--- BEGIN Provided data ---

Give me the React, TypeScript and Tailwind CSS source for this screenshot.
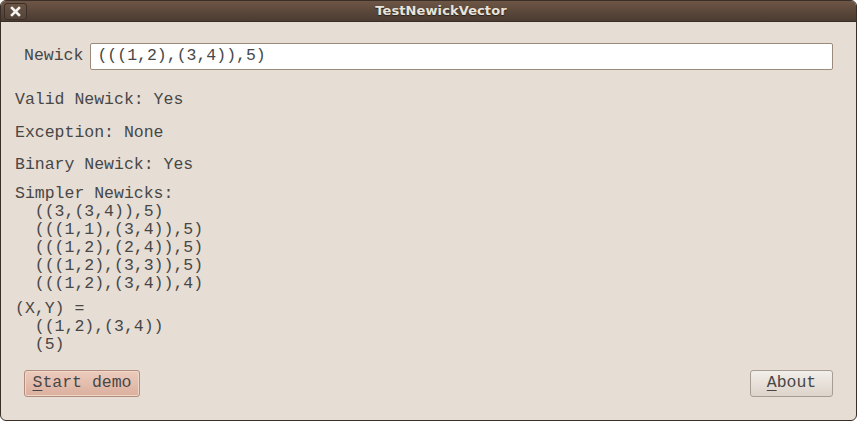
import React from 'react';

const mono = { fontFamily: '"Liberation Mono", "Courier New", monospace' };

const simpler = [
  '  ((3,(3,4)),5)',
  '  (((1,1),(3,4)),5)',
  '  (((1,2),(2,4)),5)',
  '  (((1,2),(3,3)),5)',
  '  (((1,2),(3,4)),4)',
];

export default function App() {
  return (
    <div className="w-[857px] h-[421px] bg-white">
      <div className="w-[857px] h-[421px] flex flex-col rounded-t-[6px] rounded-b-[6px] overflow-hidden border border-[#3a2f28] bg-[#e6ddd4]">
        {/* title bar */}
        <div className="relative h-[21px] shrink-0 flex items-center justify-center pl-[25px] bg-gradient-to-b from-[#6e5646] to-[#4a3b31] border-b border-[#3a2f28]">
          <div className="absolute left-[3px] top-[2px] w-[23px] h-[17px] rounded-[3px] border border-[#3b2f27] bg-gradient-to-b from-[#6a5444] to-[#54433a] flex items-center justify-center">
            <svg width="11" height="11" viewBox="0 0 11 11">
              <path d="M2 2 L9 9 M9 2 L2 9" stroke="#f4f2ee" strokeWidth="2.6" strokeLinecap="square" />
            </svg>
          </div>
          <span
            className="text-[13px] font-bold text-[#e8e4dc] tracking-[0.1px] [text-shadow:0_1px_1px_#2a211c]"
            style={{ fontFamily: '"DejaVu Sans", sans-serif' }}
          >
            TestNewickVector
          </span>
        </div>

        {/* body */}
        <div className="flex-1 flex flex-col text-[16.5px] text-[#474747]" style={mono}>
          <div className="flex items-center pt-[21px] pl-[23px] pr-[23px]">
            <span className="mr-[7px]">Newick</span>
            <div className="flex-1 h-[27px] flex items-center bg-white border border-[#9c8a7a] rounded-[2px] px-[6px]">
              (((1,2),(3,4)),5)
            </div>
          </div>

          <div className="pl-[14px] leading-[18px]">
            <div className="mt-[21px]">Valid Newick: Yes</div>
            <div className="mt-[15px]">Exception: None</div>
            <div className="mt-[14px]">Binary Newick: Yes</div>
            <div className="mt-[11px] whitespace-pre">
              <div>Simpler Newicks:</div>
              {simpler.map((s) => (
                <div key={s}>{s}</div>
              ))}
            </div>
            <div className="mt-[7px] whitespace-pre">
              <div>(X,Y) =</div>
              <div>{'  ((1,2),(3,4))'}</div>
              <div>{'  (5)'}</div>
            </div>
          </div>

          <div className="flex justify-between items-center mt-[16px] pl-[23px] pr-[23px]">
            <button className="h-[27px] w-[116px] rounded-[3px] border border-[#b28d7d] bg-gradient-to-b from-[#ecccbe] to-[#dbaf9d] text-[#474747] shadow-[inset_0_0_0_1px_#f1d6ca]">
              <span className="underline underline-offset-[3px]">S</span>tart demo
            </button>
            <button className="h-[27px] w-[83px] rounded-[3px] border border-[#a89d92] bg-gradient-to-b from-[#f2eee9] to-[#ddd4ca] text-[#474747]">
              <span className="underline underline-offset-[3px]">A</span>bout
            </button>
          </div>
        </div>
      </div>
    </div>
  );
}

--- END Provided data ---

■ **What to work on**
Skip the images and write out the rest of the listing exactly.

■ **Task output**
Give me the React, TypeScript and Tailwind CSS source for this screenshot.
import React from 'react';

const mono = { fontFamily: '"Liberation Mono", "Courier New", monospace' };

const simpler = [
  '  ((3,(3,4)),5)',
  '  (((1,1),(3,4)),5)',
  '  (((1,2),(2,4)),5)',
  '  (((1,2),(3,3)),5)',
  '  (((1,2),(3,4)),4)',
];

export default function App() {
  return (
    <div className="w-[857px] h-[421px] bg-white">
      <div className="w-[857px] h-[421px] flex flex-col rounded-t-[6px] rounded-b-[6px] overflow-hidden border border-[#3a2f28] bg-[#e6ddd4]">
        {/* title bar */}
        <div className="relative h-[21px] shrink-0 flex items-center justify-center pl-[25px] bg-gradient-to-b from-[#6e5646] to-[#4a3b31] border-b border-[#3a2f28]">
          <div className="absolute left-[3px] top-[2px] w-[23px] h-[17px] rounded-[3px] border border-[#3b2f27] bg-gradient-to-b from-[#6a5444] to-[#54433a] flex items-center justify-center">
            <svg width="11" height="11" viewBox="0 0 11 11">
              <path d="M2 2 L9 9 M9 2 L2 9" stroke="#f4f2ee" strokeWidth="2.6" strokeLinecap="square" />
            </svg>
          </div>
          <span
            className="text-[13px] font-bold text-[#e8e4dc] tracking-[0.1px] [text-shadow:0_1px_1px_#2a211c]"
            style={{ fontFamily: '"DejaVu Sans", sans-serif' }}
          >
            TestNewickVector
          </span>
        </div>

        {/* body */}
        <div className="flex-1 flex flex-col text-[16.5px] text-[#474747]" style={mono}>
          <div className="flex items-center pt-[21px] pl-[23px] pr-[23px]">
            <span className="mr-[7px]">Newick</span>
            <div className="flex-1 h-[27px] flex items-center bg-white border border-[#9c8a7a] rounded-[2px] px-[6px]">
              (((1,2),(3,4)),5)
            </div>
          </div>

          <div className="pl-[14px] leading-[18px]">
            <div className="mt-[21px]">Valid Newick: Yes</div>
            <div className="mt-[15px]">Exception: None</div>
            <div className="mt-[14px]">Binary Newick: Yes</div>
            <div className="mt-[11px] whitespace-pre">
              <div>Simpler Newicks:</div>
              {simpler.map((s) => (
                <div key={s}>{s}</div>
              ))}
            </div>
            <div className="mt-[7px] whitespace-pre">
              <div>(X,Y) =</div>
              <div>{'  ((1,2),(3,4))'}</div>
              <div>{'  (5)'}</div>
            </div>
          </div>

          <div className="flex justify-between items-center mt-[16px] pl-[23px] pr-[23px]">
            <button className="h-[27px] w-[116px] rounded-[3px] border border-[#b28d7d] bg-gradient-to-b from-[#ecccbe] to-[#dbaf9d] text-[#474747] shadow-[inset_0_0_0_1px_#f1d6ca]">
              <span className="underline underline-offset-[3px]">S</span>tart demo
            </button>
            <button className="h-[27px] w-[83px] rounded-[3px] border border-[#a89d92] bg-gradient-to-b from-[#f2eee9] to-[#ddd4ca] text-[#474747]">
              <span className="underline underline-offset-[3px]">A</span>bout
            </button>
          </div>
        </div>
      </div>
    </div>
  );
}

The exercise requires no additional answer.